Kahlon Seeks to Expand Home Hospitilizations

YERUSHALAYIM
Ashkelon Barzilai Hospital. (Flash90)

Finance Minister Moshe Kahlon is proposing a plan that will increase the use of home hospitalization in Israel. At an event in Kiryat Ono, Kahlon said that “anyone who does not have to be in the hospital should be able to recuperate at home, and thus reduce the pressure on emergency rooms. We will make adoption of this plan a condition of entering the next government.”

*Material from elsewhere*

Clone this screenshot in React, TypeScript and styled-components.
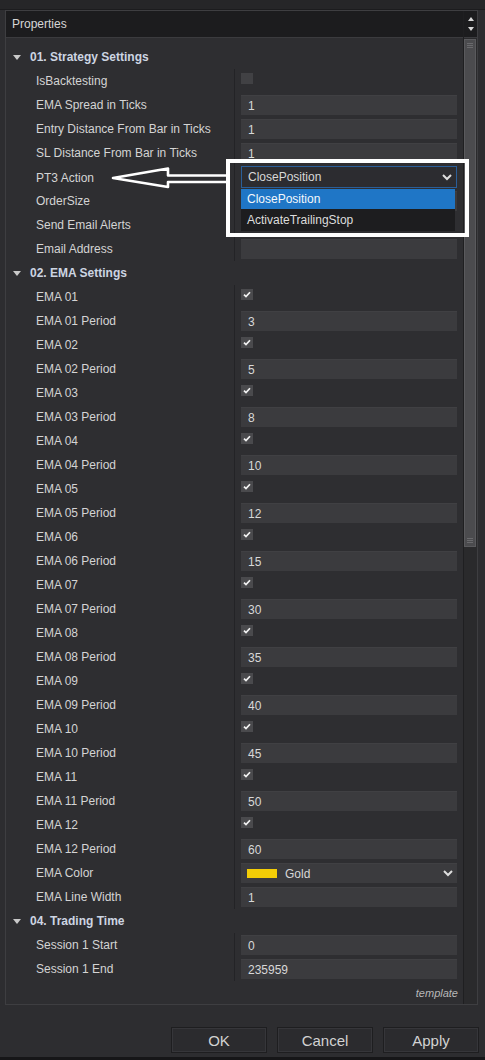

Home hospitalization has become more popular worldwide in recent years, as the cost of treatment rises. Patients who are recovering from an operation or a procedure generally spend much of their time recuperating in bed, and are checked on a regular schedule by doctors and nurses equipped with digital devices that take readings of their conditions. Most of these devices have the capabilities of communicating that data remotely. Patients who are recovering at home are equipped with the devices the utilize sensors that alert care staff if there is a problem, at which point a team can be dispatched to the patient’s home for treatment. Thus the patient gets full care, while recuperating in familiar and comfortable surroundings.

There are other benefits to home hospitalization, Kahlon said. “Home hospitalization reduces the possibility of sepsis, and returns the patient to their home surroundings and reduces pressure on hospitals. Today, 200 people are participating in home hospitalization programs, and we want to increase that number to 2000.” The cost for a day of treatment in the hospital for patients who do not require intensive or active care is NIS 2,600, while home hospitalization costs are less than half of that per day.

Dr. Ze’ev Feldman, chairman of the National Medical Association, said that “home hospitalization as a program is still in its infancy. We approve of the efforts to move in that direction, but it will take many years for the process to mature. For now, we must find a solution to the long lines, the jammed wards, the sepsis and other sanitary issues, the lack of doctors and nurses, and the crowding in doctors’ offices and emergency rooms. We cannot allow home hospitalization that will take place in the future to be a fig leaf for failing to deal with the problems of the health system,” he said.